Four Reasons Your Web Site Will Fail
by CB on Oct.12, 2009, under Marketing Your Business
Interested in making money online? The website business plan sounds easy enough: create a website, get some traffic, sell some product or compel your visitors to click on ads, and bammo…you’re in business. The costs are low, the margin is high. So what’s the problem?
The problem is, making money with a website isn’t quite that simple. You have some serious competition to tackle. And I’m not just talking about competing websites, although there are many of those. (An article by Digital Inspiration cites two sources that peg the total number of websites on the Internet at more than 100 million.) Your site will also be competing with cable television, magazines and books. On top of that, the individuals in your targeted visitor group will face tough, daily choices about how to use their time: visit your website, work, take the kids to soccer, go to the bar, and on and on. If your website doesn’t fall high enough on that list of priorities, then it won’t gain traction.
With that in mind, here are some primary reasons why your website will fail…
- Your site is boring. Ok, it’s obvious, I know. But you may fall into the trap of not realizing just how boring your own site is. Is your site compelling enough to inspire visitors to visit surreptitiously while they’re at work, in meetings, discussing wedding plans with their fiancée? If it’s not, it’s too boring.
- Your site doesn’t tell visitors what to do. Most people are not investigative in nature. They don’t want to gamble their time on trying to figure out what promise your website holds for them. If the site doesn’t have an obvious and compelling click path, your visitors will feel confused and leave.
- Your site has no focus. This is related to the point above, but your site cannot be all things to all people—at least when you are first starting out. You might have grand plans to be a one-stop solution for mortgage information catering to brokers and mortgagees (for example), but you will have trouble winning over loyal visitors with a scope that broad. Start out with a sharply refined focus in both subject matter and services offered. Expand your depth of content before you expand its breadth. Once you have established a regular audience, you can start branching out, one area at a time.
- Your site adds no value. Are you buying $5 articles, or reprinting free articles from a mailing list? Do you offer the same tools and resources as your competitors? If your site’s content has no uniqueness, it is doomed. You have to give visitors an undeniable reason to visit your site over someone else’s.

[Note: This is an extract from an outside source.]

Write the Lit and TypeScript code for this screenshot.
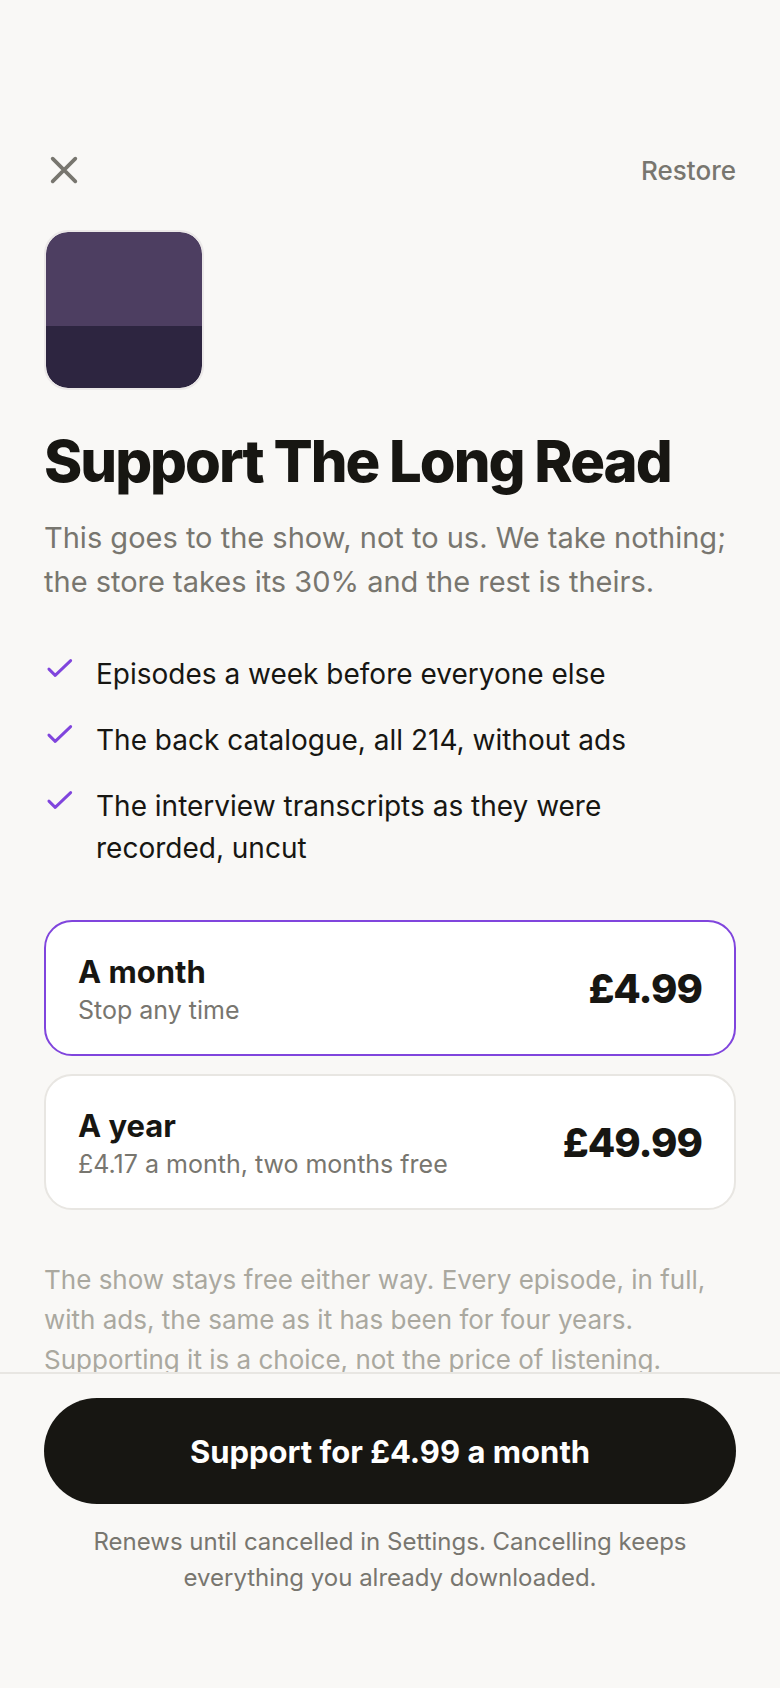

- You have no clear, attainable monetization strategy. Once you develop a steady traffic base, you still have to convert that traffic into dollars. How will you do it? Adsense? Affiliate marketing? Selling memberships to your exclusive community? Make sure your plan is appropriate to your audience and appropriate to the way your visitors use your site. Don’t assume that visitors who are intensely involved in playing video games are going to stop their play to click on an ad.
A few words on SEO
You’ll notice I did not include anything related to SEO in the points above. That’s because if you build a site that is compelling enough, that adds enough value, that tells visitors what they are to do and enhances their lives in some way, you can always buy the traffic you need. Having a search-friendly site obvious improves your bottom line substantially, but it’s far more important to build your site to be compelling and engaging to your visitors.